He sprawled back in the driving seat and folded his arms at the lights, revealing a tattoo snaking down his fleshy forearm.

It read: “Blessed to be born in Yorkshire.”

“The problem is,” he added, “City of Culture only interests about two per cent of local people.”

Running late

Hull has a problem. It has been chosen as the UK City of Culture and the blue touch paper for the fireworks is due to be lit on January 1st.

But Hull clearly isn’t ready. The street works are causing chaos, the regeneration projects are running behind and the city suffers a major dearth of hotels rooms.

With an extra 1m visitors expected in the year ahead, the new Hilton hotel looks unlikely to be ready before September and a rumoured Radisson Blu hasn’t even broken ground yet.

Local people are either feeling frustrated, or completely disinterested.

After successful cultural-regeneration projects in Derry and previously Liverpool (as a European City of Culture), Hull is feeling the heat.

Weekend away

I came to Hull for a half-term break, introducing the girls to the city closely associated with the poet Philip Larkin [his statue at the train station pictured above].

Larkin described his home town:

This town has docks were channel boats come sidling; Tame water lanes, tall sheds, the traveller sees … His advent blurted to the morning shore — Arrivals, Departures (1954)

Today much of the industry is gone.

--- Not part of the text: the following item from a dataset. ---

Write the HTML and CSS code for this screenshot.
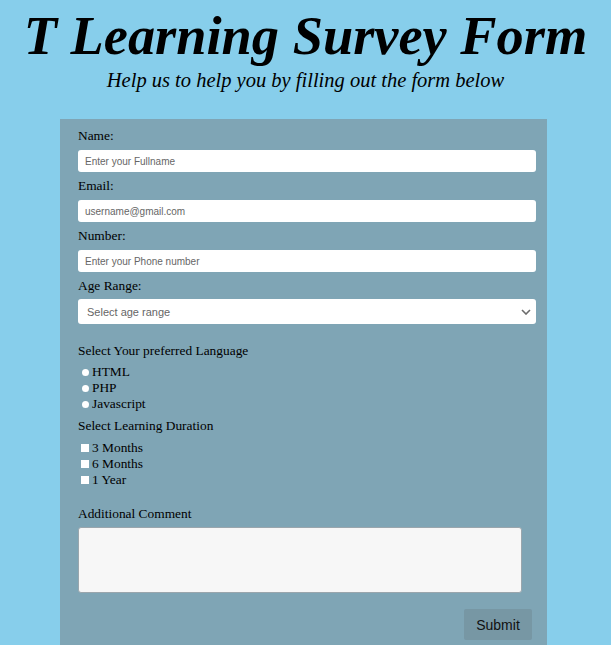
FILE: index.html
```html
<!DOCTYPE html>
<html lang="en">
<head>
<meta charset="utf-8">
<title>T Learning Survey Form</title>
<link rel="stylesheet" href="styles.css">
</head>
<body>
<header class="head">
  <h1 class="title">T Learning Survey Form</h1>
  <p class="subtitle">Help us to help you by filling out the form below</p>
</header>
<form class="card">
  <label class="lbl" for="name">Name:</label>
  <input class="field" id="name" type="text" placeholder="Enter your Fullname">
  <label class="lbl" for="email">Email:</label>
  <input class="field" id="email" type="email" placeholder="username@gmail.com">
  <label class="lbl" for="num">Number:</label>
  <input class="field" id="num" type="text" placeholder="Enter your Phone number">
  <label class="lbl lbl-age" for="age">Age Range:</label>
  <div class="select">
    <span class="select-text">Select age range</span>
    <svg class="chev" width="10" height="6" viewBox="0 0 10 6"><path d="M1 1l4 4 4-4" fill="none" stroke="#6b6b6b" stroke-width="1.6"/></svg>
  </div>

  <p class="group-title lang-title">Select Your preferred Language</p>
  <div class="opts">
    <label class="opt"><span class="radio"></span>HTML</label>
    <label class="opt"><span class="radio"></span>PHP</label>
    <label class="opt"><span class="radio"></span>Javascript</label>
  </div>
  <p class="group-title dur-title">Select Learning Duration</p>
  <div class="opts checks">
    <label class="opt"><span class="box"></span>3 Months</label>
    <label class="opt"><span class="box"></span>6 Months</label>
    <label class="opt"><span class="box"></span>1 Year</label>
  </div>

  <p class="group-title comment-title">Additional Comment</p>
  <div class="comment"></div>
  <div class="actions">
    <button class="submit" type="button">Submit</button>
  </div>
</form>
</body>
</html>
```
FILE: styles.css
```css
* { box-sizing: border-box; }
html, body { margin: 0; padding: 0; }
body {
  background: #87ceeb;
  font-family: "Liberation Serif", "Times New Roman", serif;
  color: #000;
  width: 611px;
  height: 645px;
  overflow: hidden;
}
.head { text-align: center; padding-top: 7px; }
.title {
  margin: 0;
  font-size: 54.4px;
  line-height: 59px;
  font-style: italic;
  font-weight: bold;
  white-space: nowrap;
}
.subtitle {
  margin: 2px 0 0 0;
  font-size: 20.5px;
  line-height: 24px;
  font-style: italic;
}
.card {
  margin: 27px 0 0 60px;
  width: 487px;
  height: 540px;
  background: #7fa5b5;
  padding: 9px 11px 0 18px;
  display: flex;
  flex-direction: column;
}
.lbl {
  font-size: 13.4px;
  line-height: 16px;
  height: 22px;
}
.lbl-age { height: 21px; }
.field {
  width: 458px;
  height: 22px;
  border: 0;
  border-radius: 3px;
  background: #fff;
  padding: 0 7px;
  font-family: "Liberation Sans", Arial, sans-serif;
  font-size: 10px;
  color: #333;
  margin-bottom: 6px;
  outline: none;
}
.field::placeholder { color: #666; }
.select {
  width: 458px;
  height: 25px;
  background: #fff;
  border-radius: 3px;
  display: flex;
  align-items: center;
  justify-content: space-between;
  padding: 0 5px 0 9px;
  font-family: "Liberation Sans", Arial, sans-serif;
  font-size: 11px;
  color: #666;
}
.group-title {
  margin: 0;
  font-size: 13.4px;
  line-height: 16px;
}
.lang-title { margin-top: 19px; }
.opts { display: flex; flex-direction: column; padding-left: 4px; margin-top: 5px; }
.opt {
  display: flex;
  align-items: center;
  font-size: 13.4px;
  line-height: 16px;
}
.radio {
  width: 7px; height: 7px; border-radius: 50%;
  background: #fff; margin-right: 3px;
}
.box {
  width: 8px; height: 8px; background: #fff;
  margin-right: 3px; margin-left: -1px;
}
.dur-title { margin-top: 6px; }
.checks { margin-top: 6px; }
.comment-title { margin-top: 18px; }
.comment {
  margin-top: 5px;
  width: 444px;
  height: 66px;
  background: #f7f7f7;
  border: 1px solid #9aa6ad;
  border-radius: 3px;
}
.actions { display: flex; justify-content: flex-end; padding-right: 4px; margin-top: 16px; }
.submit {
  width: 68px;
  height: 31px;
  border: 0;
  border-radius: 2px;
  background: #7797a4;
  font-family: "Liberation Sans", Arial, sans-serif;
  font-size: 14px;
  color: #111;
}
```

The Fruit Market area of the old docklands is a work-in-progress building site with hipster hang-outs closing as fast as they open.

Only The Deep, the family-bustling aquarium with its perennially popular penguins, rises with any certainly above the shifting cityscape beyond the waterfront.

I want Hull to hit its stride. I plan to return with the right commission.

But, meanwhile, the taxi driver wasn’t holding his breath.

“When it happens,” he added, dropping us at the station for the journey home, ” then it will be more luck than planning.”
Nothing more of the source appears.